The protesters are driven by distaste of an elaborately corrupt political system on which their votes and voices have no purchase. They see the results of its dysfunction all around – in the slow rebuilding of the country after the campaign against the Islamic State, in the failure of government after government to provide services, and in the continued presence of militia rule and the mob violence it can approximate.
Across Iraq, rivers are polluted and towns unrebuilt where they were destroyed. The currency is weak and unemployment is high, with poverty even more pronounced.
Stasis dominates in cities and towns across the country, and the vaunted defeat of ISIS has not led to or guaranteed peace.
That documents recently showed the effective capture of the Iraqi state by Iranian operations only serves to make the point: Iraq’s government is so crooked, and so ineffective, that its suborning to Iranian interests not only didn’t make international news; it barely represented a change from the assumed norm. A bureaucracy not assumed to be run by its enemies – as Robert Conquest jestingly described – but actually run by its enemies, with no difference in effect.
Iraq’s political system has reacted to these protests not with accommodation, but with force. And when that did not stop the demonstrators, factions within the political system attempted to co-opt and hollow out their goals.
Muqtada al-Sadr, a Shia cleric who was troublesome during the occupation and attempted to transform into a parliamentary force in 2018, has done his best to infiltrate and undermine protests.
Variously operating as an Iraqi nationalist and a figure in international Shiism, Sadr has played a double game; he has endorsed protests, then rescinded his endorsement, but not before attempting to reform the demonstrations in his image and under his auspices.
To protesters, he is at best a symbol of the very system they wish to reform or remove; at worst, given all the violence, his efforts are an insidious form of sabotage, an arsonist claiming special privileges as a volunteer fireman.
Some things are clear. Protesters want to reform the political system; they want an end to Iran’s domination of Iraq; and they – disproportionately young – want finally to feel, after almost twenty years of conflict and interludes which resemble it, that they live in a modern society where individuals are able to reap the benefits of peace and stability rather than being prisoners of fortune to its worst circumstances.

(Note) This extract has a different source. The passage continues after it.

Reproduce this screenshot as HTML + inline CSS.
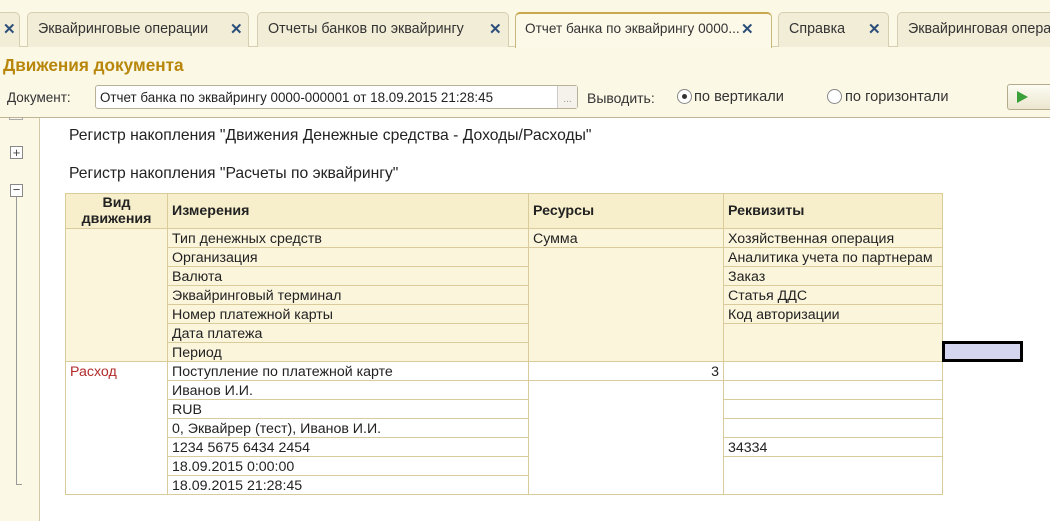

When Soleimani died, a lot was said and emoted about his importance. To the Iranian people most of all – although, as a great deal of reporting has shown, he was hardly a figure who enjoyed universal approval and respect. But it was also assumed, a little too hastily, that his death on Iraqi soil would elicit entirely negative reactions from Iraqis. That simply has not happened.
Many demonstrators, entirely reasonably, worried about further conflict where Iraq could serve as a theatre of war for two external forces. But others called Soleimani’s death a ‘victory’, while stating that it was his people and his networks – including Muhandis – which had killed demonstrators and had reduced Iraq’s politics to a sideshow, in which Iranian operatives openly boasted about their control of events.
All talk of a third world war has subsided into an uncomfortable silence. War was never likely, but even the most excitable cannot now maintain the pretence. But while talk of global conflict has fizzled out in a welcome way, discussion of Iraq’s protests and the fates of those on Iraq’s streets has not replaced it.
A momentary global fixation has once again passed. But that is not enough. Soleimani’s death was a surprise and definitely punctuated this period of Iraq’s importance. It did not end it. The least we can do, now his death is confirmed and its fire has partially abated, look straight and squarely at what is going on before our eyes.